§ **DATA EXCERPT**:
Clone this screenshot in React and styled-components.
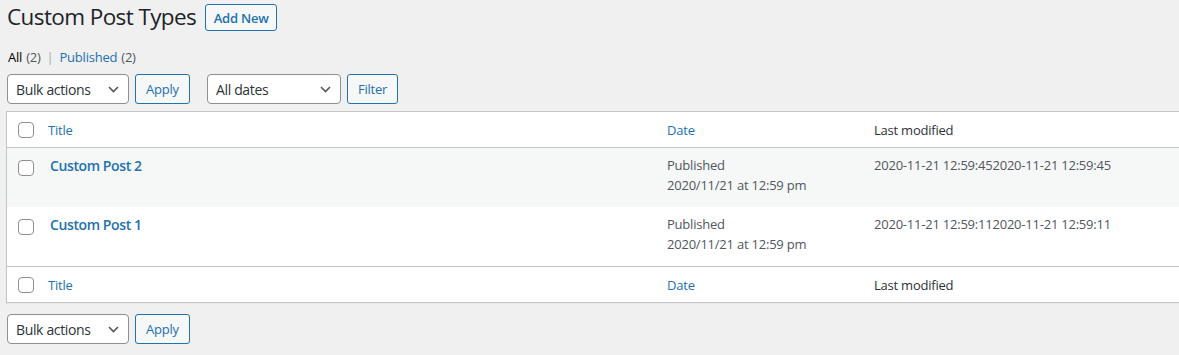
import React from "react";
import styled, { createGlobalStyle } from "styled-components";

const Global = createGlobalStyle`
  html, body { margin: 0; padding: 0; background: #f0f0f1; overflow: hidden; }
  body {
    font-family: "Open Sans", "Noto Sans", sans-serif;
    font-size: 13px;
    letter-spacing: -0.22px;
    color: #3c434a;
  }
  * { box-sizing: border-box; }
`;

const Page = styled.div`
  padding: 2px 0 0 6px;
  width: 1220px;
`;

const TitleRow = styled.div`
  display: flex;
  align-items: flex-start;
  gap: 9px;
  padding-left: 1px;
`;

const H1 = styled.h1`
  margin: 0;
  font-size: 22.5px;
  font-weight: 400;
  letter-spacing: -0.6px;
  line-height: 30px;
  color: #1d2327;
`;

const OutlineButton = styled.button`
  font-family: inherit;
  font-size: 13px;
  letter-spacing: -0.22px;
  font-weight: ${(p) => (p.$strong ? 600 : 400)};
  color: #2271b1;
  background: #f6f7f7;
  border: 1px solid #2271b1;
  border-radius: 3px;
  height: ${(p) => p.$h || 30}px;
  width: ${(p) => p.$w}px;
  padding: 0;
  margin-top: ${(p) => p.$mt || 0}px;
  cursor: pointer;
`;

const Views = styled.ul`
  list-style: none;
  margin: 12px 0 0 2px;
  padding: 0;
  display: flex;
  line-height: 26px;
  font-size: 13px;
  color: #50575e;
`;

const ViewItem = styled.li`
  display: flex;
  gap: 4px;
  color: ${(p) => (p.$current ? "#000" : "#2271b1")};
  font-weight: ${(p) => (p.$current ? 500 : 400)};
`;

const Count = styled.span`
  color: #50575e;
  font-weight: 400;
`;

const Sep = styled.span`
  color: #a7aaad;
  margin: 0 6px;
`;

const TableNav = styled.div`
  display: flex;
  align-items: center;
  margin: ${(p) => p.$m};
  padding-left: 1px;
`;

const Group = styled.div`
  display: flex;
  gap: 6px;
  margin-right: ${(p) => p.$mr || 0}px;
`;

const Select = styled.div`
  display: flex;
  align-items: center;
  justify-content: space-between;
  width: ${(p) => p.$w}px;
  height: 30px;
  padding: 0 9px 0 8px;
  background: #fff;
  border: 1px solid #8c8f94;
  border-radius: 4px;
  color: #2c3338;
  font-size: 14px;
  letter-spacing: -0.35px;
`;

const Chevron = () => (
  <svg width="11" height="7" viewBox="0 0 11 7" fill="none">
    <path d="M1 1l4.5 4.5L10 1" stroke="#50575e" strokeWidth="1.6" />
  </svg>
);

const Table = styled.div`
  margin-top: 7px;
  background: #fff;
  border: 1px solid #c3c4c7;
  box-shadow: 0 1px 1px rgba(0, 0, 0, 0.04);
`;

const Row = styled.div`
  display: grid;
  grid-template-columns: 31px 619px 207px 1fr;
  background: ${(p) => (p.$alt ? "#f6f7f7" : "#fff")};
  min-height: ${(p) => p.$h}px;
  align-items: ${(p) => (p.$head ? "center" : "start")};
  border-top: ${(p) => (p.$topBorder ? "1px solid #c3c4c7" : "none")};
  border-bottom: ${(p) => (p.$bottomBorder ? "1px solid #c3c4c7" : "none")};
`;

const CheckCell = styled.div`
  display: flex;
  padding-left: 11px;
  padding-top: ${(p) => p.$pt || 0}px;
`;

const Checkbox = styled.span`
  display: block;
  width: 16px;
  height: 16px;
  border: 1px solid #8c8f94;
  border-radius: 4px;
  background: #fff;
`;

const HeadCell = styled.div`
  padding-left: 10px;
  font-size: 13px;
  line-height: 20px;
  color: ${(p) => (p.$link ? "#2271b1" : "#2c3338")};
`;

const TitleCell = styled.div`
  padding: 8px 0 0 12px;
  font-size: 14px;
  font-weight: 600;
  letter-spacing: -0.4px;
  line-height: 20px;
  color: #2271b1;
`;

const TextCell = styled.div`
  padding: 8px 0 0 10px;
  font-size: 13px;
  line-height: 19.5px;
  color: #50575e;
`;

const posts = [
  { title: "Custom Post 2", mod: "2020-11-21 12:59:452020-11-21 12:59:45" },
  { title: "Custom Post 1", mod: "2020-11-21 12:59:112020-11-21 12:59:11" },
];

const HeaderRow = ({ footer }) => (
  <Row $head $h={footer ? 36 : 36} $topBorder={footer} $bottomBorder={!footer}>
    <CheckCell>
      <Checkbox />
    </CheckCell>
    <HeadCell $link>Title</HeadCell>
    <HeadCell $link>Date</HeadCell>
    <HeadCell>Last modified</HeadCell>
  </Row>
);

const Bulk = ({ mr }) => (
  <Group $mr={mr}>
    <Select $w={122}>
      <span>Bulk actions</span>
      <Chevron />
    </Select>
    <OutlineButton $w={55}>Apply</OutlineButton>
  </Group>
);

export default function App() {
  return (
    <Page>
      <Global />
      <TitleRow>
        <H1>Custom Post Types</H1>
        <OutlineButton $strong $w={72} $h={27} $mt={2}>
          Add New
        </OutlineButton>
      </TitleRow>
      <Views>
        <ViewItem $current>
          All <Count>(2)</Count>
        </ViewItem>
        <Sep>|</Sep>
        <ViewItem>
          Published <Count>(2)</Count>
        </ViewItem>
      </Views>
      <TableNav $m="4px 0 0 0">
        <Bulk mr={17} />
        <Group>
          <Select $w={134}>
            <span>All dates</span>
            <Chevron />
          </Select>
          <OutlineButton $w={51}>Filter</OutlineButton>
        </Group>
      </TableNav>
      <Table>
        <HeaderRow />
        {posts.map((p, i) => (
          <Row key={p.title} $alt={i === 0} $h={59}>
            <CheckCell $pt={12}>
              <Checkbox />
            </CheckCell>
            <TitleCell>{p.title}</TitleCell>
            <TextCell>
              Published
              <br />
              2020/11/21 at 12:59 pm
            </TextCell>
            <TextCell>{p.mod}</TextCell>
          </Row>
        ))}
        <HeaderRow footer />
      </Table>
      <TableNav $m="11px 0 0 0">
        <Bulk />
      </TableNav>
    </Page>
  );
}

§ **WORK TO COMPLETE**:
Transcribe the material exactly, and leave out whatever pictures it holds.

§ **RESPONSE TO THIS TASK**:
Clone this screenshot in React and styled-components.
import React from "react";
import styled, { createGlobalStyle } from "styled-components";

const Global = createGlobalStyle`
  html, body { margin: 0; padding: 0; background: #f0f0f1; overflow: hidden; }
  body {
    font-family: "Open Sans", "Noto Sans", sans-serif;
    font-size: 13px;
    letter-spacing: -0.22px;
    color: #3c434a;
  }
  * { box-sizing: border-box; }
`;

const Page = styled.div`
  padding: 2px 0 0 6px;
  width: 1220px;
`;

const TitleRow = styled.div`
  display: flex;
  align-items: flex-start;
  gap: 9px;
  padding-left: 1px;
`;

const H1 = styled.h1`
  margin: 0;
  font-size: 22.5px;
  font-weight: 400;
  letter-spacing: -0.6px;
  line-height: 30px;
  color: #1d2327;
`;

const OutlineButton = styled.button`
  font-family: inherit;
  font-size: 13px;
  letter-spacing: -0.22px;
  font-weight: ${(p) => (p.$strong ? 600 : 400)};
  color: #2271b1;
  background: #f6f7f7;
  border: 1px solid #2271b1;
  border-radius: 3px;
  height: ${(p) => p.$h || 30}px;
  width: ${(p) => p.$w}px;
  padding: 0;
  margin-top: ${(p) => p.$mt || 0}px;
  cursor: pointer;
`;

const Views = styled.ul`
  list-style: none;
  margin: 12px 0 0 2px;
  padding: 0;
  display: flex;
  line-height: 26px;
  font-size: 13px;
  color: #50575e;
`;

const ViewItem = styled.li`
  display: flex;
  gap: 4px;
  color: ${(p) => (p.$current ? "#000" : "#2271b1")};
  font-weight: ${(p) => (p.$current ? 500 : 400)};
`;

const Count = styled.span`
  color: #50575e;
  font-weight: 400;
`;

const Sep = styled.span`
  color: #a7aaad;
  margin: 0 6px;
`;

const TableNav = styled.div`
  display: flex;
  align-items: center;
  margin: ${(p) => p.$m};
  padding-left: 1px;
`;

const Group = styled.div`
  display: flex;
  gap: 6px;
  margin-right: ${(p) => p.$mr || 0}px;
`;

const Select = styled.div`
  display: flex;
  align-items: center;
  justify-content: space-between;
  width: ${(p) => p.$w}px;
  height: 30px;
  padding: 0 9px 0 8px;
  background: #fff;
  border: 1px solid #8c8f94;
  border-radius: 4px;
  color: #2c3338;
  font-size: 14px;
  letter-spacing: -0.35px;
`;

const Chevron = () => (
  <svg width="11" height="7" viewBox="0 0 11 7" fill="none">
    <path d="M1 1l4.5 4.5L10 1" stroke="#50575e" strokeWidth="1.6" />
  </svg>
);

const Table = styled.div`
  margin-top: 7px;
  background: #fff;
  border: 1px solid #c3c4c7;
  box-shadow: 0 1px 1px rgba(0, 0, 0, 0.04);
`;

const Row = styled.div`
  display: grid;
  grid-template-columns: 31px 619px 207px 1fr;
  background: ${(p) => (p.$alt ? "#f6f7f7" : "#fff")};
  min-height: ${(p) => p.$h}px;
  align-items: ${(p) => (p.$head ? "center" : "start")};
  border-top: ${(p) => (p.$topBorder ? "1px solid #c3c4c7" : "none")};
  border-bottom: ${(p) => (p.$bottomBorder ? "1px solid #c3c4c7" : "none")};
`;

const CheckCell = styled.div`
  display: flex;
  padding-left: 11px;
  padding-top: ${(p) => p.$pt || 0}px;
`;

const Checkbox = styled.span`
  display: block;
  width: 16px;
  height: 16px;
  border: 1px solid #8c8f94;
  border-radius: 4px;
  background: #fff;
`;

const HeadCell = styled.div`
  padding-left: 10px;
  font-size: 13px;
  line-height: 20px;
  color: ${(p) => (p.$link ? "#2271b1" : "#2c3338")};
`;

const TitleCell = styled.div`
  padding: 8px 0 0 12px;
  font-size: 14px;
  font-weight: 600;
  letter-spacing: -0.4px;
  line-height: 20px;
  color: #2271b1;
`;

const TextCell = styled.div`
  padding: 8px 0 0 10px;
  font-size: 13px;
  line-height: 19.5px;
  color: #50575e;
`;

const posts = [
  { title: "Custom Post 2", mod: "2020-11-21 12:59:452020-11-21 12:59:45" },
  { title: "Custom Post 1", mod: "2020-11-21 12:59:112020-11-21 12:59:11" },
];

const HeaderRow = ({ footer }) => (
  <Row $head $h={footer ? 36 : 36} $topBorder={footer} $bottomBorder={!footer}>
    <CheckCell>
      <Checkbox />
    </CheckCell>
    <HeadCell $link>Title</HeadCell>
    <HeadCell $link>Date</HeadCell>
    <HeadCell>Last modified</HeadCell>
  </Row>
);

const Bulk = ({ mr }) => (
  <Group $mr={mr}>
    <Select $w={122}>
      <span>Bulk actions</span>
      <Chevron />
    </Select>
    <OutlineButton $w={55}>Apply</OutlineButton>
  </Group>
);

export default function App() {
  return (
    <Page>
      <Global />
      <TitleRow>
        <H1>Custom Post Types</H1>
        <OutlineButton $strong $w={72} $h={27} $mt={2}>
          Add New
        </OutlineButton>
      </TitleRow>
      <Views>
        <ViewItem $current>
          All <Count>(2)</Count>
        </ViewItem>
        <Sep>|</Sep>
        <ViewItem>
          Published <Count>(2)</Count>
        </ViewItem>
      </Views>
      <TableNav $m="4px 0 0 0">
        <Bulk mr={17} />
        <Group>
          <Select $w={134}>
            <span>All dates</span>
            <Chevron />
          </Select>
          <OutlineButton $w={51}>Filter</OutlineButton>
        </Group>
      </TableNav>
      <Table>
        <HeaderRow />
        {posts.map((p, i) => (
          <Row key={p.title} $alt={i === 0} $h={59}>
            <CheckCell $pt={12}>
              <Checkbox />
            </CheckCell>
            <TitleCell>{p.title}</TitleCell>
            <TextCell>
              Published
              <br />
              2020/11/21 at 12:59 pm
            </TextCell>
            <TextCell>{p.mod}</TextCell>
          </Row>
        ))}
        <HeaderRow footer />
      </Table>
      <TableNav $m="11px 0 0 0">
        <Bulk />
      </TableNav>
    </Page>
  );
}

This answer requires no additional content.